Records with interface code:
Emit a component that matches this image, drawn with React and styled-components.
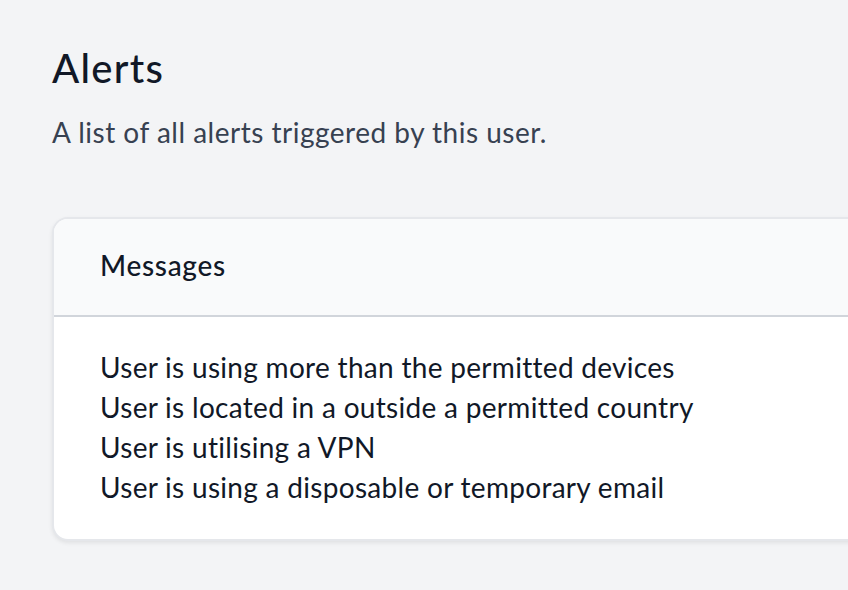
import styled, { createGlobalStyle } from 'styled-components'

const GlobalStyle = createGlobalStyle`
  html, body {
    margin: 0;
    padding: 0;
    background: #f3f4f6;
  }
  body {
    font-family: Lato, "Noto Sans", sans-serif;
    -webkit-font-smoothing: antialiased;
  }
`

const alerts = [
  'User is using more than the permitted devices',
  'User is located in a outside a permitted country',
  'User is utilising a VPN',
  'User is using a disposable or temporary email',
]

const App = () => {
  return (
    <>
      <GlobalStyle />
      <Page>
        <Title>Alerts</Title>
        <Subtitle>A list of all alerts triggered by this user.</Subtitle>
        <Card>
          <CardHeader>
            <HeaderLabel>Messages</HeaderLabel>
          </CardHeader>
          <CardBody>
            {alerts.map(text => <Message key={text}>{text}</Message>)}
          </CardBody>
        </Card>
      </Page>
    </>
  )
}

const Page = styled.div`
  min-height: 590px;
  box-sizing: border-box;
  padding: 40px 0 0 52px;
  overflow: hidden;
`

const Title = styled.h1`
  margin: 0;
  font-size: 40px;
  line-height: 56px;
  font-weight: 500;
  letter-spacing: 1.3px;
  color: #111827;
`

const Subtitle = styled.p`
  margin: 16px 0 0;
  font-size: 28px;
  line-height: 40px;
  letter-spacing: 0.5px;
  color: #374151;
`

const Card = styled.div`
  margin-top: 65px;
  width: 900px;
  background: #fff;
  border: 2px solid #e5e7eb;
  border-right: none;
  border-radius: 16px 0 0 16px;
  box-shadow: 0 2px 4px rgba(0, 0, 0, 0.08);
  overflow: hidden;
`

const CardHeader = styled.div`
  background: #f9fafb;
  border-bottom: 2px solid #d1d5db;
  padding: 26px 46px 30px;
`

const HeaderLabel = styled.div`
  font-size: 28px;
  line-height: 40px;
  font-weight: 500;
  letter-spacing: 0.7px;
  color: #111827;
`

const CardBody = styled.ul`
  list-style: none;
  margin: 0;
  padding: 30px 46px 32px;
`

const Message = styled.li`
  font-size: 28px;
  line-height: 40px;
  letter-spacing: 0.3px;
  color: #111827;
`

export default App
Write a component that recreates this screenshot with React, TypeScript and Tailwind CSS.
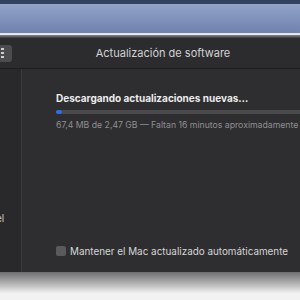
const font = { fontFamily: 'Inter, "Liberation Sans", sans-serif' };

export default function App() {
  return (
    <div className="w-[300px] h-[300px] overflow-hidden flex flex-col bg-[#f2f2f2]" style={font}>
      {/* desktop strip behind window */}
      <div className="h-[4px] bg-[#33425f]" />
      <div className="h-[29px] bg-gradient-to-b from-[#93a3c9] to-[#6f82ad]" />
      <div className="h-[2px] bg-[#e6e6e8]" />
      <div className="h-[3px] bg-gradient-to-b from-[#8a8a8c] to-[#3a3a3c]" />

      {/* window title bar */}
      <div className="h-[31px] bg-[#2c2c2e] border-b border-[#1c1c1e] flex items-center">
        <div className="w-[12px] h-[17px] bg-[#4c4c4e] rounded-r-[3px] flex flex-col justify-center gap-[2px] pl-[1px]">
          <span className="w-[3px] h-[2px] bg-[#cfcfcf]" />
          <span className="w-[3px] h-[2px] bg-[#cfcfcf]" />
          <span className="w-[3px] h-[2px] bg-[#cfcfcf]" />
        </div>
        <div className="flex-1 text-center text-[11px] text-[#d2d2d2] pl-[14px]">
          Actualización de software
        </div>
      </div>

      {/* window body */}
      <div className="h-[203px] flex bg-[#2e2e30]">
        <div className="w-[22px] border-r border-[#3c3c3e] bg-[#29292b] flex flex-col justify-end pb-[46px]">
          <span className="text-[10px] text-[#c8c8c8] -ml-[4px]">el</span>
        </div>
        <div className="flex-1 flex flex-col pl-[34px] pt-[23px] overflow-hidden">
          <div className="text-[10px] leading-[13px] font-bold text-[#ececec] whitespace-nowrap">
            Descargando actualizaciones nuevas…
          </div>
          <div className="mt-[5px] h-[4px] bg-[#4a4a4c] rounded-l-full w-[260px]">
            <div className="w-[6px] h-[4px] bg-[#2f6de6] rounded-full" />
          </div>
          <div className="mt-[5px] text-[8.7px] leading-[12px] text-[#8f8f91] whitespace-nowrap">
            67,4 MB de 2,47 GB — Faltan 16 minutos aproximadamente
          </div>
          <div className="mt-auto mb-[15px] flex items-center gap-[4px] whitespace-nowrap">
            <span className="w-[10px] h-[10px] rounded-[2px] bg-[#5a5a5c]" />
            <span className="text-[9.9px] leading-[12px] text-[#d6d6d6]">Mantener el Mac actualizado automáticamente</span>
          </div>
        </div>
      </div>

      {/* shadow under window */}
      <div className="h-[21px] bg-gradient-to-b from-[#6e6e70] to-[#f0f0f0]" />
    </div>
  );
}
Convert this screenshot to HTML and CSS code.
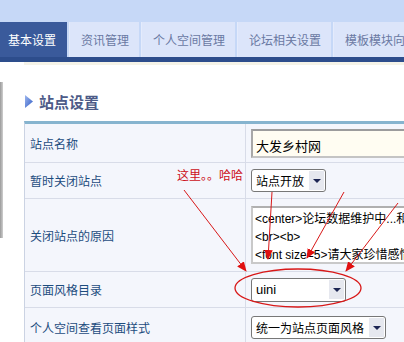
FILE: index.html
```html
<!DOCTYPE html>
<html lang="zh-CN">
<head>
  <meta charset="UTF-8" />
  <meta name="viewport" content="width=device-width, initial-scale=1.0"/>
  <title>站点设置</title>
  <link rel="stylesheet" href="styles.css">
</head>
<body>

  <div class="topband"></div>

  <nav class="tabs">
    <a class="tab active">基本设置</a>
    <a class="tab">资讯管理</a>
    <a class="tab">个人空间管理</a>
    <a class="tab">论坛相关设置</a>
    <a class="tab">模板模块向导</a>
  </nav>
  <div class="tabline"></div>

  <div class="page">
    <div class="frame-edge"></div>

    <div class="content">
      <h2 class="section-title">
        <svg class="bullet" width="8" height="13" viewBox="0 0 8 13">
          <defs>
            <linearGradient id="tri" x1="0" y1="0" x2="1" y2="1">
              <stop offset="0" stop-color="#9fb8ef"/>
              <stop offset="1" stop-color="#2f5bc4"/>
            </linearGradient>
          </defs>
          <polygon points="0,0 8,6.5 0,13" fill="url(#tri)"/>
        </svg>
        站点设置
      </h2>

      <div class="settings">
        <div class="row row-name">
          <div class="label">站点名称</div>
          <div class="field">
            <div class="textbox">大发乡村网</div>
          </div>
        </div>

        <div class="row row-close">
          <div class="label">暂时关闭站点 <span class="note">这里。。哈哈</span></div>
          <div class="field">
            <div class="select sel-open"><span>站点开放</span><i class="drop"></i></div>
          </div>
        </div>

        <div class="row row-reason">
          <div class="label">关闭站点的原因</div>
          <div class="field">
            <div class="textarea">
              <div>&lt;center&gt;论坛数据维护中...和</div>
              <div>&lt;br&gt;&lt;b&gt;</div>
              <div>&lt;font size=5&gt;请大家珍惜感情</div>
            </div>
          </div>
        </div>

        <div class="row row-style">
          <div class="label">页面风格目录</div>
          <div class="field">
            <div class="select sel-style"><span class="latin">uini</span><i class="drop"></i></div>
          </div>
        </div>

        <div class="row row-space">
          <div class="label">个人空间查看页面样式</div>
          <div class="field">
            <div class="select sel-space"><span>统一为站点页面风格</span><i class="drop"></i></div>
          </div>
        </div>
      </div>
    </div>
  </div>

  <!-- red hand-drawn notes on top of the screenshot -->
  <svg class="marks" width="404" height="342" viewBox="0 0 404 342">
    <defs>
      <marker id="head" markerUnits="userSpaceOnUse" markerWidth="10" markerHeight="10" refX="9" refY="5" orient="auto">
        <polygon points="0,0.8 10,5 0,9.2" fill="#e01010"/>
      </marker>
    </defs>
    <g stroke="#d81818" stroke-width="1" fill="none">
      <line x1="184" y1="190" x2="246" y2="271" marker-end="url(#head)"/>
      <line x1="272" y1="192" x2="268" y2="259" marker-end="url(#head)"/>
      <line x1="344" y1="192" x2="307" y2="258" marker-end="url(#head)"/>
      <line x1="398" y1="203" x2="346" y2="271" marker-end="url(#head)"/>
      <ellipse cx="298" cy="288" rx="63" ry="19" stroke-width="1.3"/>
    </g>
  </svg>

</body>
</html>
```

FILE: styles.css
```css
* {
  box-sizing: border-box;
}

body {
  margin: 0;
  width: 404px;
  height: 342px;
  overflow: hidden;
  position: relative;
  background: #fff;
  font-family: "Liberation Sans", "Noto Sans CJK SC", sans-serif;
  font-size: 12px;
  color: #000;
}

/* Tabs */
.topband {
  height: 22px;
  background: #c6d8f7;
}

.tabs {
  display: flex;
  gap: 2px;
  height: 35px;
  background: #c6d8f7;
  white-space: nowrap;
}

.tab {
  display: flex;
  align-items: center;
  flex-shrink: 0;
  padding: 0 10px 0 11px;
  background: #dce5fa;
  border-left: 1px solid #e4ebfc;
  color: #6a79a3;
  font-size: 12px;
}

.tab.active {
  padding: 0 11px 0 8px;
  background: #3a5a9b;
  border-left: none;
  color: #fff;
}

.tabline {
  height: 5px;
  background: #2d4d8c;
}

/* Page */
.page {
  display: flex;
}

.frame-edge {
  width: 3px;
  height: 156px;
  margin-top: 20px;
  background: linear-gradient(90deg, #9a9a9a, #cfcfcf);
}

.content {
  flex: 1;
  margin-left: 21px;
  border-top: 3px solid #f5f3e8;
  padding-top: 26px;
}

.section-title {
  display: flex;
  align-items: center;
  gap: 6px;
  margin: 0 0 10px 1px;
  height: 20px;
  font-size: 15px;
  font-weight: bold;
  color: #4d5b88;
}

/* Settings table */
.settings {
  width: 380px;
  border-top: 3px solid #86b4cf;
  border-left: 1px solid #cbd3e3;
  background: #f4f6fc;
}

.row {
  display: grid;
  grid-template-columns: 221px 1fr;
  border-bottom: 1px solid #d8dce8;
}

.row-name { height: 39px; }
.row-close { height: 36px; }
.row-reason { height: 73px; }
.row-style { height: 36px; }
.row-space { height: 40px; }

.label {
  display: flex;
  align-items: center;
  justify-content: space-between;
  padding: 0 2px 0 5px;
  border-right: 1px solid #d8dce8;
  color: #1d4c7e;
}

.note {
  font-family: "Noto Sans CJK SC", sans-serif;
  color: #cc1020;
  margin-top: -12px;
}

.field {
  display: flex;
  align-items: center;
  padding-left: 5px;
  overflow: hidden;
}

.textbox {
  width: 200px;
  height: 29px;
  flex-shrink: 0;
  padding: 5px 0 0 3px;
  border: 2px solid #c4c4c4;
  border-top-color: #9c9c9c;
  border-left-color: #a8a8a8;
  background: #fffdf2;
  font-size: 13px;
}

.textarea {
  width: 200px;
  height: 58px;
  flex-shrink: 0;
  padding: 2px 0 0 2px;
  border: 2px solid #c9c9c9;
  border-top-color: #b0b0b0;
  background: #fff;
  line-height: 18px;
  white-space: nowrap;
  overflow: hidden;
}

.select {
  display: flex;
  align-items: center;
  justify-content: space-between;
  height: 23px;
  padding: 0 1px 0 4px;
  border: 1px solid #777;
  border-radius: 3px;
  background: #fff;
}

.sel-open { width: 75px; }
.sel-style { width: 95px; height: 24px; }
.sel-space { width: 135px; }

.latin {
  font-size: 13px;
}

.drop {
  position: relative;
  width: 15px;
  height: 19px;
  background: #e6e8ef;
}

.drop::after {
  content: "";
  position: absolute;
  left: 4px;
  top: 8px;
  border-left: 4px solid transparent;
  border-right: 4px solid transparent;
  border-top: 4px solid #1c2553;
}

/* Annotations */
.marks {
  position: absolute;
  top: 0;
  left: 0;
  pointer-events: none;
}
```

> Goal of the exercise
In the listing, find every line containing the word "this" and list it.

> Answer for the task
Emit a component that matches this image, drawn with React and styled-components.
        <Subtitle>A list of all alerts triggered by this user.</Subtitle>
Write a component that recreates this screenshot with React, TypeScript and Tailwind CSS.
Convert this screenshot to HTML and CSS code.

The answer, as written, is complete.